- publishing free software manuals
Perl Language Reference Manual
by Larry Wall and others
Paperback (6"x9"), 724 pages
ISBN 9781906966027
RRP £29.95 ($39.95)

Sales of this book support The Perl Foundation! Get a printed copy>>>

13.3.5 Posix Character Classes

Posix character classes have the form [:class:], where class is name, and the [: and :] delimiters. Posix character classes only appear inside bracketed character classes, and are a convenient and descriptive way of listing a group of characters, though they currently suffer from portability issues (see below and 13.4). Be careful about the syntax,

# Correct:
$string =~ /[[:alpha:]]/
# Incorrect (will warn):
$string =~ /[:alpha:]/

The latter pattern would be a character class consisting of a colon, and the letters a, l, p and h. These character classes can be part of a larger bracketed character class. For example,

[01[:alpha:]%]

is valid and matches '0', '1', any alphabetic character, and the percent sign.

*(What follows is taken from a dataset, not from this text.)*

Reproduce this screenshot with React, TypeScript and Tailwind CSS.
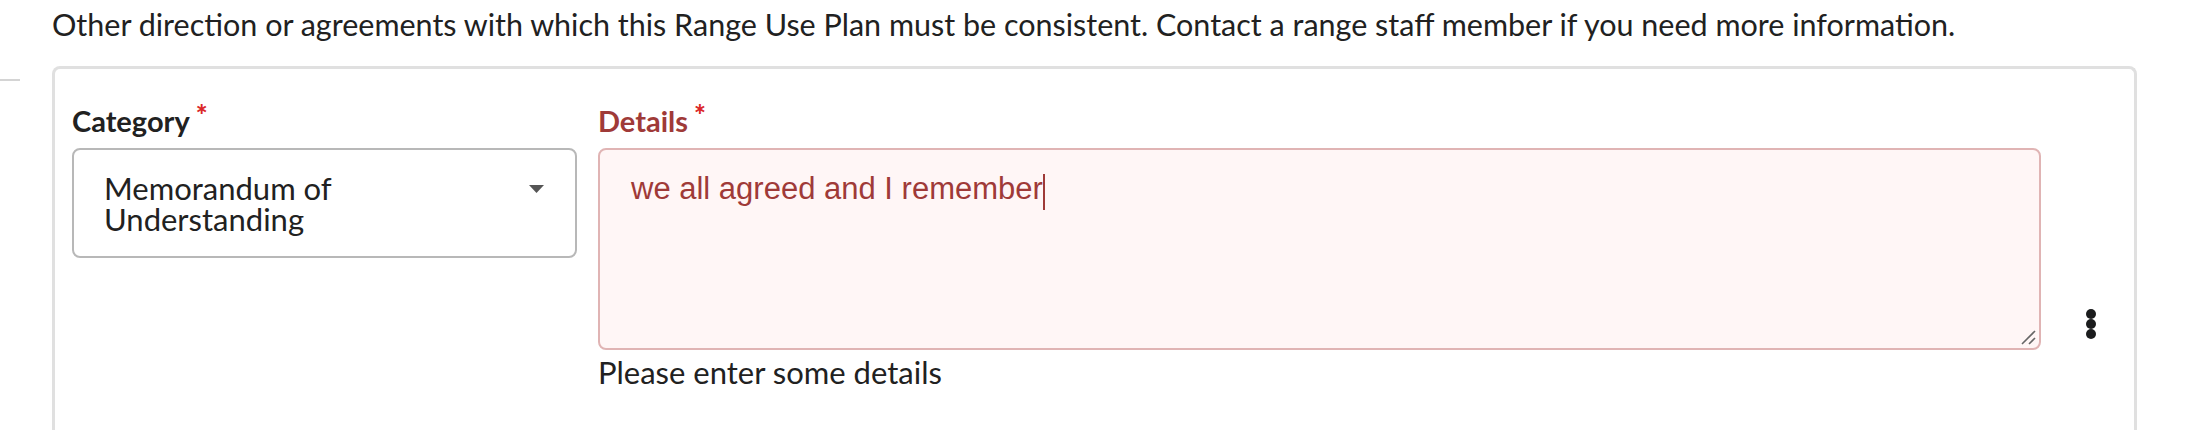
import React from "react";

function Kebab() {
  return (
    <div className="flex flex-col items-center">
      <span className="w-[10px] h-[10px] rounded-full bg-[#1b1c1d]" />
      <span className="w-[10px] h-[10px] rounded-full bg-[#1b1c1d]" />
      <span className="w-[10px] h-[10px] rounded-full bg-[#1b1c1d]" />
    </div>
  );
}

function Label({ text, error }: { text: string; error?: boolean }) {
  return (
    <label
      className={`block text-[29px] leading-[36px] font-bold ${
        error ? "text-[#9f3a38]" : "text-[#212121]"
      }`}
    >
      {text}
      <span className="inline-block ml-[6px] align-top text-[28px] leading-[22px] font-black text-[#db2828]">*</span>
    </label>
  );
}

export default function App() {
  return (
    <div className="w-[2212px] h-[430px] overflow-hidden bg-white font-['Lato',sans-serif] text-[#212121]">
      <p className="pl-[52px] pt-[4px] text-[30.5px] leading-[40px]">
        Other direction or agreements with which this Range Use Plan must be consistent. Contact a
        range staff member if you need more information.
      </p>

      <div className="flex mt-[22px]">
        <div className="w-[52px] shrink-0 pt-[13px]">
          <div className="w-[20px] h-[2px] bg-[#d4d4d4]" />
        </div>

        <div className="w-[2085px] h-[380px] shrink-0 rounded-t-[8px] border-[3px] border-b-0 border-[#e0e0e0] pl-[17px] pt-[34px]">
          <div className="flex">
            {/* category */}
            <div className="w-[505px] shrink-0">
              <Label text="Category" />
              <div className="mt-[9px] h-[110px] rounded-[8px] border-2 border-[#b8b8b8] pl-[30px] pr-[31px] pt-[23px] flex items-start justify-between">
                <span className="w-[300px] text-[31px] leading-[31px]">
                  Memorandum of Understanding
                </span>
                <svg width="15" height="8" viewBox="0 0 15 8" className="mt-[12px]">
                  <path d="M0 0 L15 0 L7.5 8 Z" fill="#555555" />
                </svg>
              </div>
            </div>

            {/* details */}
            <div className="w-[1443px] shrink-0 ml-[21px]">
              <Label text="Details" error />
              <div className="relative mt-[9px] h-[202px] rounded-[8px] border-2 border-[#e0b4b4] bg-[#fff6f6] pl-[31px] pt-[22px]">
                <span className="font-['Liberation_Sans',Arial,sans-serif] text-[31px] leading-[34px] text-[#9f3a38]">
                  we all agreed and I remember
                </span>
                <span className="inline-block align-middle w-[2px] h-[36px] -mt-[6px] bg-[#9f3a38]" />
                <svg
                  width="16"
                  height="16"
                  viewBox="0 0 16 16"
                  className="absolute right-[3px] bottom-[3px]"
                >
                  <path d="M15 2 L2 15" stroke="#666" strokeWidth="1.6" />
                  <path d="M15 9 L9 15" stroke="#666" strokeWidth="1.6" />
                </svg>
              </div>
              <div className="mt-[2px] text-[31px] leading-[40px]">Please enter some details</div>
            </div>

            {/* actions */}
            <div className="flex-1 flex justify-center pl-[7px] pt-[206px]">
              <Kebab />
            </div>
          </div>
        </div>
      </div>
    </div>
  );
}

Perl recognizes the following POSIX character classes:

alpha  Any alphabetical character ("[A-Za-z]").
alnum  Any alphanumerical character. ("[A-Za-z0-9]")
ascii  Any character in the ASCII character set.
blank  A GNU extension, equal to a space or a horizontal tab ("\t").
cntrl  Any control character.  See Note [2] below.
digit  Any decimal digit ("[0-9]"), equivalent to "\d".
graph  Any printable character, excluding a space.  See Note [3] below.
lower  Any lowercase character ("[a-z]").
print  Any printable character, including a space.  See Note [4] below.
punct  Any graphical character excluding "word" characters.  Note [5].
space  Any whitespace character. "\s" plus the vertical tab ("\cK").
upper  Any uppercase character ("[A-Z]").
word   A Perl extension ("[A-Za-z0-9_]"), equivalent to "\w".
xdigit Any hexadecimal digit ("[0-9a-fA-F]").

Most POSIX character classes have two Unicode-style \p property counterparts. (They are not official Unicode properties, but Perl extensions derived from official Unicode properties.) The table below shows the relation between POSIX character classes and these counterparts.

One counterpart, in the column labelled "ASCII-range Unicode" in the table will only match characters in the ASCII range. (On EBCDIC platforms, they match those characters which have ASCII equivalents.)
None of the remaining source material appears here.